_GIVEN MATERIAL_:

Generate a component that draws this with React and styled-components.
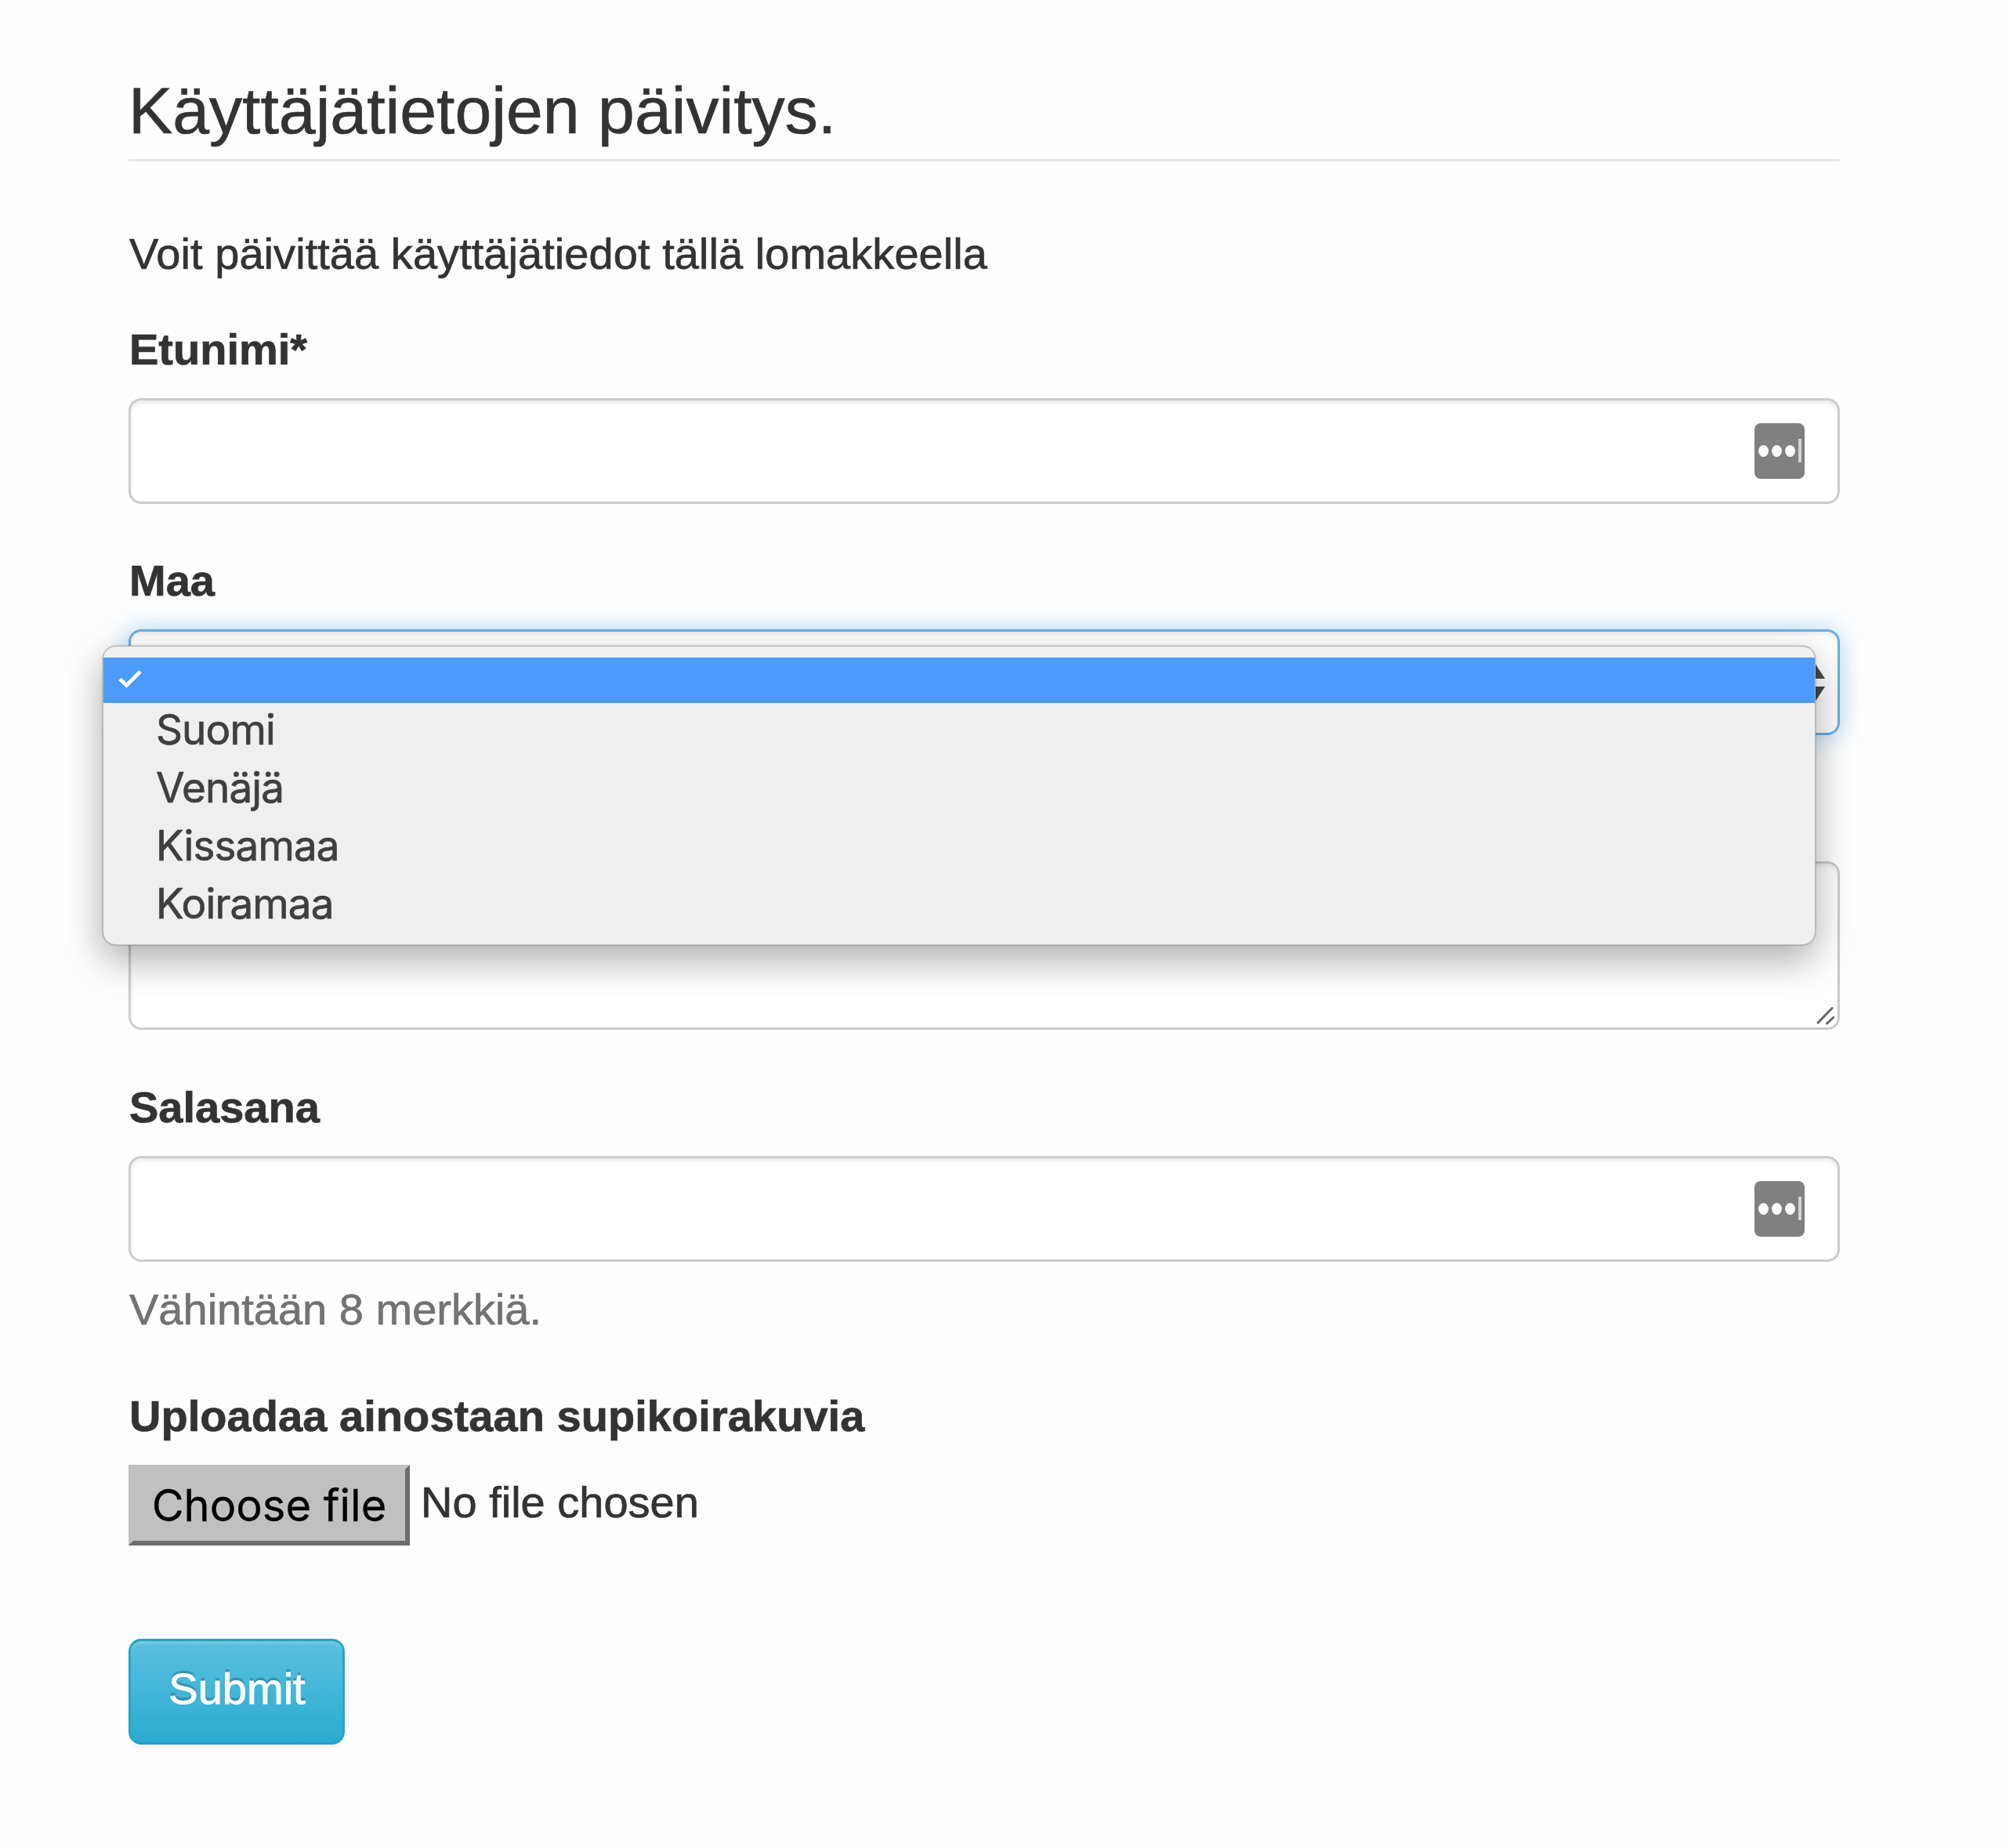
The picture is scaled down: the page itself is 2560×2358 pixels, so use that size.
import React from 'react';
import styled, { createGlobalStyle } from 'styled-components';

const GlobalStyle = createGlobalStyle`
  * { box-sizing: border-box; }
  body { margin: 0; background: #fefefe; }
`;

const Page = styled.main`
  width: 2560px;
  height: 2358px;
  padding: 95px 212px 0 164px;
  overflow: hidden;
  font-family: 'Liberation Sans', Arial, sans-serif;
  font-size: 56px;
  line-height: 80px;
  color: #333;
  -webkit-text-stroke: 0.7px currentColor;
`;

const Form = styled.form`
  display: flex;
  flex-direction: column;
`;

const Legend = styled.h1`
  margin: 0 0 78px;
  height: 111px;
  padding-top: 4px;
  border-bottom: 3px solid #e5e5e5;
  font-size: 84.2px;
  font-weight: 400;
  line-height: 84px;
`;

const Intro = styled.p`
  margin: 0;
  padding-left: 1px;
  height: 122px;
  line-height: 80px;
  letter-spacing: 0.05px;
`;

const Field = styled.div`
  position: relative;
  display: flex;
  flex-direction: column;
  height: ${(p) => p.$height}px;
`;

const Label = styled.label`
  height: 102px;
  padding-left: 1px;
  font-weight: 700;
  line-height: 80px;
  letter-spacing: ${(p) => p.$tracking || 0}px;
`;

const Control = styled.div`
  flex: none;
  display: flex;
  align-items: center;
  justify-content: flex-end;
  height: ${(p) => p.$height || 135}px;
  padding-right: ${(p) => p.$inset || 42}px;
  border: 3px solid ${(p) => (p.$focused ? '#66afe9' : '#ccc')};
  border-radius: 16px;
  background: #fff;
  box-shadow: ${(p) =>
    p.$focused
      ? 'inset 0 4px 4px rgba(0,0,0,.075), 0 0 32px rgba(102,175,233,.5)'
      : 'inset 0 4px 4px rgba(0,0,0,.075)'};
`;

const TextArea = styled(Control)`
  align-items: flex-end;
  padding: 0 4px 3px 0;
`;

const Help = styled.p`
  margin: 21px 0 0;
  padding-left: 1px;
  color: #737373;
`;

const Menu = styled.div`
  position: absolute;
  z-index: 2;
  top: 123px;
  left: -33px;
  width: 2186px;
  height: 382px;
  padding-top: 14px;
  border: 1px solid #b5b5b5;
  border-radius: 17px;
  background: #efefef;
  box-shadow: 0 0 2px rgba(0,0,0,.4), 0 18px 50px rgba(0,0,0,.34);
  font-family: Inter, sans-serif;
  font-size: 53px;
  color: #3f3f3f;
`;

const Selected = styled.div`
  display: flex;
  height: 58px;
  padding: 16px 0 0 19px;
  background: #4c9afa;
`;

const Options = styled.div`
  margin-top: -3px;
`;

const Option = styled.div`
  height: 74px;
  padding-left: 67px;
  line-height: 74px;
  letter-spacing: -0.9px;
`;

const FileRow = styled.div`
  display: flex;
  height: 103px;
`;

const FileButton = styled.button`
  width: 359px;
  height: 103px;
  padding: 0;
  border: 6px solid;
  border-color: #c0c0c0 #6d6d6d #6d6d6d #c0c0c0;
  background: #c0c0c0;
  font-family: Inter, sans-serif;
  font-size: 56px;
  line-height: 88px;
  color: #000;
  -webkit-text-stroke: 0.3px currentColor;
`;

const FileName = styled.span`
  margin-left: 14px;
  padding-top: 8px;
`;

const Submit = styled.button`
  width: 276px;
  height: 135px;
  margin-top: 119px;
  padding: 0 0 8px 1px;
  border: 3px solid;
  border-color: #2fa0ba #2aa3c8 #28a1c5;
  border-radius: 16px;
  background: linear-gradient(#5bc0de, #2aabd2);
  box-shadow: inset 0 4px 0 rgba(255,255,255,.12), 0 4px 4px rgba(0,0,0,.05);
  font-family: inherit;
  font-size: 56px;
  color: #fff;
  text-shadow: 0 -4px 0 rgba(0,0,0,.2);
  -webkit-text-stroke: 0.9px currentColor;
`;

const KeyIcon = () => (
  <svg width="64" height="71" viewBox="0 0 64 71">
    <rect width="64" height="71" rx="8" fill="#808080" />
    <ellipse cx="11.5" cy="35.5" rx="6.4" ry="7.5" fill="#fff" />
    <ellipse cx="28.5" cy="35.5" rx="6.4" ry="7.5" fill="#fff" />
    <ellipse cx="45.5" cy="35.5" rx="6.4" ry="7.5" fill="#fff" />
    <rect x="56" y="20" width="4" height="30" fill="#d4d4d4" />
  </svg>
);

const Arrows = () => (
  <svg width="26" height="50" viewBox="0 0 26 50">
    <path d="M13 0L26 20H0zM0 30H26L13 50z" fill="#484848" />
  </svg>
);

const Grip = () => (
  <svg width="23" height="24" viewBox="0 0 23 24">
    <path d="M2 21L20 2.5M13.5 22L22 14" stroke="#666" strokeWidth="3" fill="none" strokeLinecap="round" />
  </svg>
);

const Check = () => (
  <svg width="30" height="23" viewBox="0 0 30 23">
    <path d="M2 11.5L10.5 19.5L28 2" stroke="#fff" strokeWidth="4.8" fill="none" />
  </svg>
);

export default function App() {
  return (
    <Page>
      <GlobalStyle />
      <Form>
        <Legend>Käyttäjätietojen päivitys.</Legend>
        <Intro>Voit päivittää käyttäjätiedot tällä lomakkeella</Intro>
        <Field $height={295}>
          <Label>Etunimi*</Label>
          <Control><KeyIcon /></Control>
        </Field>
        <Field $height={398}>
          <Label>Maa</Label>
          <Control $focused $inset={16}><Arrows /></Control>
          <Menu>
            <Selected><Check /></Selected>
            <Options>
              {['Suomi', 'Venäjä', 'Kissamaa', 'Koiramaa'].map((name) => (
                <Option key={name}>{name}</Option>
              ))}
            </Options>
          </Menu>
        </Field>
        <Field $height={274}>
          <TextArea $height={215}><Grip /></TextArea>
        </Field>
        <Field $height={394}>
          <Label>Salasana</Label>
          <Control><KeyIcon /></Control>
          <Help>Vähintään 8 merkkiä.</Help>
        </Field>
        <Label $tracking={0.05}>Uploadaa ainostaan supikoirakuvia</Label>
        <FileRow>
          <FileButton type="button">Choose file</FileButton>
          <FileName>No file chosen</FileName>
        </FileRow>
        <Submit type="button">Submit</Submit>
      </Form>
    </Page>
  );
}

_YOUR GOAL_: Return each line of the data, keeping its wording exact and omitting pictures.

_FULL ANSWER_:
Generate a component that draws this with React and styled-components.
The picture is scaled down: the page itself is 2560×2358 pixels, so use that size.
import React from 'react';
import styled, { createGlobalStyle } from 'styled-components';

const GlobalStyle = createGlobalStyle`
  * { box-sizing: border-box; }
  body { margin: 0; background: #fefefe; }
`;

const Page = styled.main`
  width: 2560px;
  height: 2358px;
  padding: 95px 212px 0 164px;
  overflow: hidden;
  font-family: 'Liberation Sans', Arial, sans-serif;
  font-size: 56px;
  line-height: 80px;
  color: #333;
  -webkit-text-stroke: 0.7px currentColor;
`;

const Form = styled.form`
  display: flex;
  flex-direction: column;
`;

const Legend = styled.h1`
  margin: 0 0 78px;
  height: 111px;
  padding-top: 4px;
  border-bottom: 3px solid #e5e5e5;
  font-size: 84.2px;
  font-weight: 400;
  line-height: 84px;
`;

const Intro = styled.p`
  margin: 0;
  padding-left: 1px;
  height: 122px;
  line-height: 80px;
  letter-spacing: 0.05px;
`;

const Field = styled.div`
  position: relative;
  display: flex;
  flex-direction: column;
  height: ${(p) => p.$height}px;
`;

const Label = styled.label`
  height: 102px;
  padding-left: 1px;
  font-weight: 700;
  line-height: 80px;
  letter-spacing: ${(p) => p.$tracking || 0}px;
`;

const Control = styled.div`
  flex: none;
  display: flex;
  align-items: center;
  justify-content: flex-end;
  height: ${(p) => p.$height || 135}px;
  padding-right: ${(p) => p.$inset || 42}px;
  border: 3px solid ${(p) => (p.$focused ? '#66afe9' : '#ccc')};
  border-radius: 16px;
  background: #fff;
  box-shadow: ${(p) =>
    p.$focused
      ? 'inset 0 4px 4px rgba(0,0,0,.075), 0 0 32px rgba(102,175,233,.5)'
      : 'inset 0 4px 4px rgba(0,0,0,.075)'};
`;

const TextArea = styled(Control)`
  align-items: flex-end;
  padding: 0 4px 3px 0;
`;

const Help = styled.p`
  margin: 21px 0 0;
  padding-left: 1px;
  color: #737373;
`;

const Menu = styled.div`
  position: absolute;
  z-index: 2;
  top: 123px;
  left: -33px;
  width: 2186px;
  height: 382px;
  padding-top: 14px;
  border: 1px solid #b5b5b5;
  border-radius: 17px;
  background: #efefef;
  box-shadow: 0 0 2px rgba(0,0,0,.4), 0 18px 50px rgba(0,0,0,.34);
  font-family: Inter, sans-serif;
  font-size: 53px;
  color: #3f3f3f;
`;

const Selected = styled.div`
  display: flex;
  height: 58px;
  padding: 16px 0 0 19px;
  background: #4c9afa;
`;

const Options = styled.div`
  margin-top: -3px;
`;

const Option = styled.div`
  height: 74px;
  padding-left: 67px;
  line-height: 74px;
  letter-spacing: -0.9px;
`;

const FileRow = styled.div`
  display: flex;
  height: 103px;
`;

const FileButton = styled.button`
  width: 359px;
  height: 103px;
  padding: 0;
  border: 6px solid;
  border-color: #c0c0c0 #6d6d6d #6d6d6d #c0c0c0;
  background: #c0c0c0;
  font-family: Inter, sans-serif;
  font-size: 56px;
  line-height: 88px;
  color: #000;
  -webkit-text-stroke: 0.3px currentColor;
`;

const FileName = styled.span`
  margin-left: 14px;
  padding-top: 8px;
`;

const Submit = styled.button`
  width: 276px;
  height: 135px;
  margin-top: 119px;
  padding: 0 0 8px 1px;
  border: 3px solid;
  border-color: #2fa0ba #2aa3c8 #28a1c5;
  border-radius: 16px;
  background: linear-gradient(#5bc0de, #2aabd2);
  box-shadow: inset 0 4px 0 rgba(255,255,255,.12), 0 4px 4px rgba(0,0,0,.05);
  font-family: inherit;
  font-size: 56px;
  color: #fff;
  text-shadow: 0 -4px 0 rgba(0,0,0,.2);
  -webkit-text-stroke: 0.9px currentColor;
`;

const KeyIcon = () => (
  <svg width="64" height="71" viewBox="0 0 64 71">
    <rect width="64" height="71" rx="8" fill="#808080" />
    <ellipse cx="11.5" cy="35.5" rx="6.4" ry="7.5" fill="#fff" />
    <ellipse cx="28.5" cy="35.5" rx="6.4" ry="7.5" fill="#fff" />
    <ellipse cx="45.5" cy="35.5" rx="6.4" ry="7.5" fill="#fff" />
    <rect x="56" y="20" width="4" height="30" fill="#d4d4d4" />
  </svg>
);

const Arrows = () => (
  <svg width="26" height="50" viewBox="0 0 26 50">
    <path d="M13 0L26 20H0zM0 30H26L13 50z" fill="#484848" />
  </svg>
);

const Grip = () => (
  <svg width="23" height="24" viewBox="0 0 23 24">
    <path d="M2 21L20 2.5M13.5 22L22 14" stroke="#666" strokeWidth="3" fill="none" strokeLinecap="round" />
  </svg>
);

const Check = () => (
  <svg width="30" height="23" viewBox="0 0 30 23">
    <path d="M2 11.5L10.5 19.5L28 2" stroke="#fff" strokeWidth="4.8" fill="none" />
  </svg>
);

export default function App() {
  return (
    <Page>
      <GlobalStyle />
      <Form>
        <Legend>Käyttäjätietojen päivitys.</Legend>
        <Intro>Voit päivittää käyttäjätiedot tällä lomakkeella</Intro>
        <Field $height={295}>
          <Label>Etunimi*</Label>
          <Control><KeyIcon /></Control>
        </Field>
        <Field $height={398}>
          <Label>Maa</Label>
          <Control $focused $inset={16}><Arrows /></Control>
          <Menu>
            <Selected><Check /></Selected>
            <Options>
              {['Suomi', 'Venäjä', 'Kissamaa', 'Koiramaa'].map((name) => (
                <Option key={name}>{name}</Option>
              ))}
            </Options>
          </Menu>
        </Field>
        <Field $height={274}>
          <TextArea $height={215}><Grip /></TextArea>
        </Field>
        <Field $height={394}>
          <Label>Salasana</Label>
          <Control><KeyIcon /></Control>
          <Help>Vähintään 8 merkkiä.</Help>
        </Field>
        <Label $tracking={0.05}>Uploadaa ainostaan supikoirakuvia</Label>
        <FileRow>
          <FileButton type="button">Choose file</FileButton>
          <FileName>No file chosen</FileName>
        </FileRow>
        <Submit type="button">Submit</Submit>
      </Form>
    </Page>
  );
}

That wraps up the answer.